When I was about to begin secondary school, father made a rule at home: We were all to speak Igbo and nothing else. We took it for one of those rules that never lasted. It took one brain-resetting knock on the head from Father to an unlucky scapegoat for us to know that this rule had come to stay. Smh #Nigerianparents

In this day and age, one might ask, “what’s the need of learning a language that won’t pay my bills, probably has no value on the global scale, won’t help the situation of the country, won’t help me progress in my career, and probably will not add anything of value to me personally”? A good question, but one which I will not even attempt to answer. I will only try to appeal to your reasoning.

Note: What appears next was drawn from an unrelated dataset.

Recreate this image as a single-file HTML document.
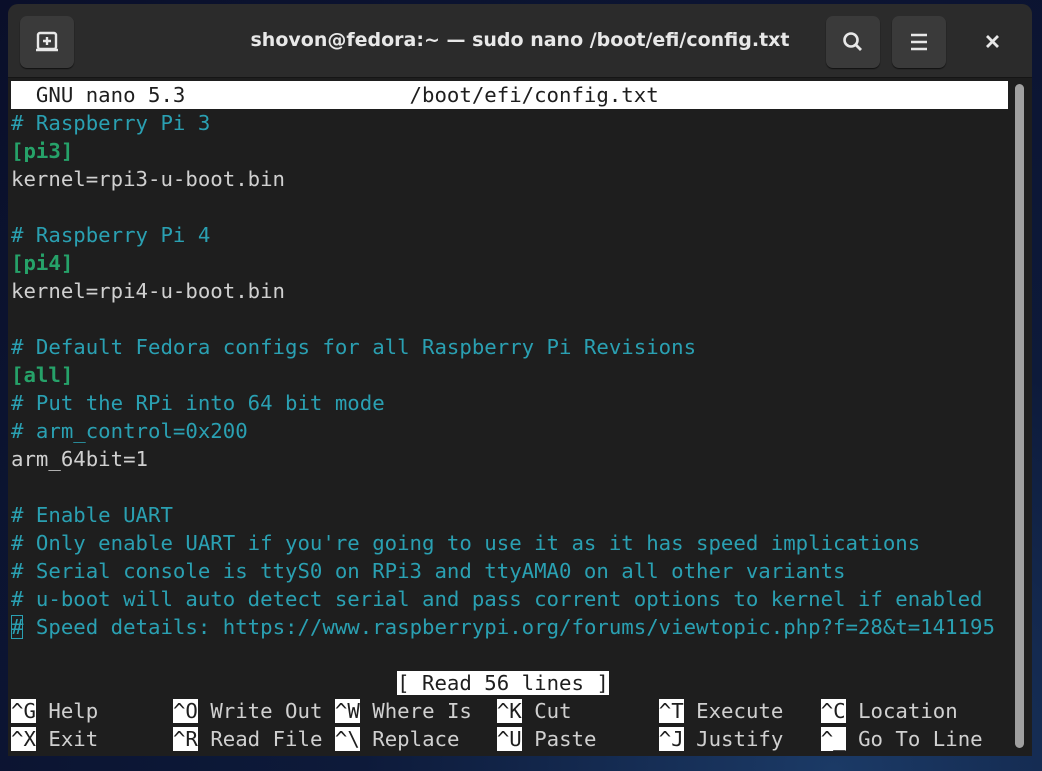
<!DOCTYPE html>
<html><head><meta charset="utf-8"><style>
*{margin:0;padding:0;box-sizing:border-box}
body{width:1042px;height:771px;overflow:hidden;background:radial-gradient(ellipse at 80% 100%,#1b3a66 0%,#0d1a3a 40%,#0a0f2a 100%);position:relative;font-family:"DejaVu Sans Mono","Liberation Mono",monospace}
.win{position:absolute;left:8px;top:4px;width:1024px;height:752px;background:#1e1e1e;border-radius:10px 10px 0 0;overflow:hidden}
.tb{position:absolute;left:0;top:0;width:1024px;height:74px;background:#2b2b2b;border-bottom:1px solid #151515}
.btn{position:absolute;top:12px;width:54px;height:52px;background:#3a3a3a;border-radius:7px;box-shadow:0 1px 1px #111}
.title{position:absolute;left:0;right:0;top:25px;text-align:center;color:#e8e8e8;font-family:"DejaVu Sans","Liberation Sans",sans-serif;font-weight:bold;font-size:19px}
.term{position:absolute;left:3px;top:77px;width:997px}
.l{height:28px;line-height:28px;font-size:20.7px;white-space:pre;color:#d0d0d0}
.c{color:#2aa0b2}.g{color:#26a269;font-weight:bold}
.r{background:#fff;color:#1e1e1e}
.sb{position:absolute;left:1007px;top:80px;width:9px;height:664px;background:#a0a0a0;border-radius:5px}
</style></head><body>
<div class="win">
<div class="tb">
<div class="btn" style="left:12px"><svg width="54" height="52" viewBox="0 0 54 52"><rect x="18" y="17" width="18" height="16" rx="2" fill="none" stroke="#e8e8e8" stroke-width="2.4"/><line x1="16" y1="34" x2="38" y2="34" stroke="#e8e8e8" stroke-width="2.4"/><path d="M27 21v8M23 25h8" stroke="#e8e8e8" stroke-width="2.4"/></svg></div>
<div class="title">shovon@fedora:~ — sudo nano /boot/efi/config.txt</div>
<div class="btn" style="left:818px"><svg width="54" height="52" viewBox="0 0 54 52"><circle cx="25" cy="24" r="6.5" fill="none" stroke="#e8e8e8" stroke-width="2.6"/><line x1="29.5" y1="28.5" x2="35" y2="34" stroke="#e8e8e8" stroke-width="2.8"/></svg></div>
<div class="btn" style="left:884px"><svg width="54" height="52" viewBox="0 0 54 52"><path d="M19 19h16M19 26h16M19 33h16" stroke="#e8e8e8" stroke-width="2.6"/></svg></div>
<svg style="position:absolute;left:970px;top:27px" width="30" height="22" viewBox="0 0 30 22"><path d="M9 5l11 11M20 5L9 16" stroke="#e8e8e8" stroke-width="2.8"/></svg>
</div>
<div class="term">
<div class="l r">  GNU nano 5.3                  /boot/efi/config.txt                                        </div>
<div class="l c"># Raspberry Pi 3</div>
<div class="l g">[pi3]</div>
<div class="l">kernel=rpi3-u-boot.bin</div>
<div class="l"> </div>
<div class="l c"># Raspberry Pi 4</div>
<div class="l g">[pi4]</div>
<div class="l">kernel=rpi4-u-boot.bin</div>
<div class="l"> </div>
<div class="l c"># Default Fedora configs for all Raspberry Pi Revisions</div>
<div class="l g">[all]</div>
<div class="l c"># Put the RPi into 64 bit mode</div>
<div class="l c"># arm_control=0x200</div>
<div class="l">arm_64bit=1</div>
<div class="l"> </div>
<div class="l c"># Enable UART</div>
<div class="l c"># Only enable UART if you're going to use it as it has speed implications</div>
<div class="l c"># Serial console is ttyS0 on RPi3 and ttyAMA0 on all other variants</div>
<div class="l c"># u-boot will auto detect serial and pass corrent options to kernel if enabled</div>
<div class="l c"><span style="outline:1px solid #2aa0b2;outline-offset:-1px">#</span> Speed details: https://www.raspberrypi.org/forums/viewtopic.php?f=28&amp;t=141195</div>
<div class="l"> </div>
<div class="l">                               <span class="r">[ Read 56 lines ]</span></div>
<div class="l"><span class="r">^G</span> Help      <span class="r">^O</span> Write Out <span class="r">^W</span> Where Is  <span class="r">^K</span> Cut       <span class="r">^T</span> Execute   <span class="r">^C</span> Location</div>
<div class="l"><span class="r">^X</span> Exit      <span class="r">^R</span> Read File <span class="r">^\</span> Replace   <span class="r">^U</span> Paste     <span class="r">^J</span> Justify   <span class="r">^_</span> Go To Line</div>
</div>
<div class="sb"></div>
</div>
</body></html>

I can only say my point of view, and invite you to chime in. My belief is that when the gazillion languages in the world were created, there was a purpose for it. Language is an intrinsic part  of every culture, and you cannot claim to be a member of a culture when you have no interest in the language.

I find it weird when I see children of people who live abroad speaking Yoruba and Igbo and Hausa fluently, while homegrown children cannot make a complete sentence in their language. The worst part, I have noticed, is that 80% of these “team no native language” children do not even speak English correctly. Shame. It’s a different thing if you have decided to renounce your heritage, after all, there are tons of people in the UK and the US who try everything possible to rid themselves of everything that identifies them as  Nigerian. I have nothing to say about this lot; I’m not proud of the fact but I’m sure they have their reasons.

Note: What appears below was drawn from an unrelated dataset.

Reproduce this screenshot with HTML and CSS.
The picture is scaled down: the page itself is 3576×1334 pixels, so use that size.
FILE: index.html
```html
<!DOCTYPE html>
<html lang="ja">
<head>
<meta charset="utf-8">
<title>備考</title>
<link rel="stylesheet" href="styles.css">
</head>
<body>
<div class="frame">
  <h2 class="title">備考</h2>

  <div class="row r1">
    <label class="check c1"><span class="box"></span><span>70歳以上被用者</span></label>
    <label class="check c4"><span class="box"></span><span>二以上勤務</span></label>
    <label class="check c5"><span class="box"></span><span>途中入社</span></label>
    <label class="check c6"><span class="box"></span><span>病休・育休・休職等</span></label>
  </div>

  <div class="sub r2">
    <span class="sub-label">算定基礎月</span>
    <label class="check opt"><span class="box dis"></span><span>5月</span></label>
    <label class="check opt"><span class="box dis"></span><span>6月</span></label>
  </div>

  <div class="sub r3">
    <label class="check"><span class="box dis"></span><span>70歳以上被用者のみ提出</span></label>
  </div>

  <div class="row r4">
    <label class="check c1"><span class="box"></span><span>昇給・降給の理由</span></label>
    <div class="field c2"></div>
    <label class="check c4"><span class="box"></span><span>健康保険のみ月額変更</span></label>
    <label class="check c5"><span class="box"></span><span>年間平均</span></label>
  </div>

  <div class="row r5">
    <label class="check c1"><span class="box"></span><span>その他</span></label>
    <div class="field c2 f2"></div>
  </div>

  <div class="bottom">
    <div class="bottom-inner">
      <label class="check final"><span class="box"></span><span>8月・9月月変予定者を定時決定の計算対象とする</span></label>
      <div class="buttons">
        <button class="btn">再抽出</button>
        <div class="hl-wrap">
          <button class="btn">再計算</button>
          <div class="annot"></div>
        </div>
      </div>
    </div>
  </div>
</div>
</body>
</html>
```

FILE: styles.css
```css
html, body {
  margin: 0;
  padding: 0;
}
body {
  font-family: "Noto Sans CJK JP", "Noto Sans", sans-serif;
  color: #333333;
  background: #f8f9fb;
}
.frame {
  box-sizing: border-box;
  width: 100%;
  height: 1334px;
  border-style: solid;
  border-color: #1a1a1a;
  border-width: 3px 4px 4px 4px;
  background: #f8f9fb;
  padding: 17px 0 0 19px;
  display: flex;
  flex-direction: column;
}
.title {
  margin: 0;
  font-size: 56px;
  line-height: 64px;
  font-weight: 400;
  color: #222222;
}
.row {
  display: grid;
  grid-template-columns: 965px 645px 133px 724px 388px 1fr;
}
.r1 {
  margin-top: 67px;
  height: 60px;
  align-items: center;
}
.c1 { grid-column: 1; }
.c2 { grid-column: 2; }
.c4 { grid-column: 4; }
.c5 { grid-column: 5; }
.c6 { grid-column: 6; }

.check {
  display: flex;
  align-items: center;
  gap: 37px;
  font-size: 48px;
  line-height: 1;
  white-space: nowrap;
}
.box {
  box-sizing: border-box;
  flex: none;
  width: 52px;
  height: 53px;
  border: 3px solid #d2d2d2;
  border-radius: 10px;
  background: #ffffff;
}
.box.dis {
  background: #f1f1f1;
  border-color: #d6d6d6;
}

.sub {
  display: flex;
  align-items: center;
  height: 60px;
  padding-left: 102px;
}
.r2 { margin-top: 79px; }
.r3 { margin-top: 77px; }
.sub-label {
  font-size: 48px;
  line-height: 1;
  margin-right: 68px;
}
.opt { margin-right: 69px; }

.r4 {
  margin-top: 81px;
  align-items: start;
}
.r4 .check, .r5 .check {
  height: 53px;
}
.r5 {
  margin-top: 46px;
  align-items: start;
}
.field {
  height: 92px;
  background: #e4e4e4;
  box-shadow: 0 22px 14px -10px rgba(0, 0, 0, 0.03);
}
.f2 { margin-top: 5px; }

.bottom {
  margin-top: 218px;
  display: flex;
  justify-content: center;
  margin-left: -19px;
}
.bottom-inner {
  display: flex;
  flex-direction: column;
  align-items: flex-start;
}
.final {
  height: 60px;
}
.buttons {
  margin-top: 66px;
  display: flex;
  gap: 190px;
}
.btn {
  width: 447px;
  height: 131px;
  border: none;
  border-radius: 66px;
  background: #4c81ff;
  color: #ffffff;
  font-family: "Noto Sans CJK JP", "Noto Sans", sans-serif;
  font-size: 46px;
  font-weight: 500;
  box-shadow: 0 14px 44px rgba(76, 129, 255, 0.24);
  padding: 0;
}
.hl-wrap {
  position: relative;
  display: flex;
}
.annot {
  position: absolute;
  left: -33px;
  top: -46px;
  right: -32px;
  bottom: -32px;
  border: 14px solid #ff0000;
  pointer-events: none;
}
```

Say, we’re in a gathering of young people from different parts of the world, and it gets to the social part where we get to introduce ourselves and tell a bit about where we come from. Jean easily introduces himself as French and can speak his language to prove it, Juanita is Spanish and very proud of the fact, easily speaks her native language , Bill is the only native Englishman, but knows a sprinkling of German, Lee is Chinese, and speaks nothing but his native language at home. Last but not the least, comes Obi, who speaks nothing but English. He says he is Nigerian, he answers an Igbo name, has Nigerian parents, but has nothing else that links him to his native land. Okay, maybe I painted that scenario but, now you see what “rootlessness” can mean.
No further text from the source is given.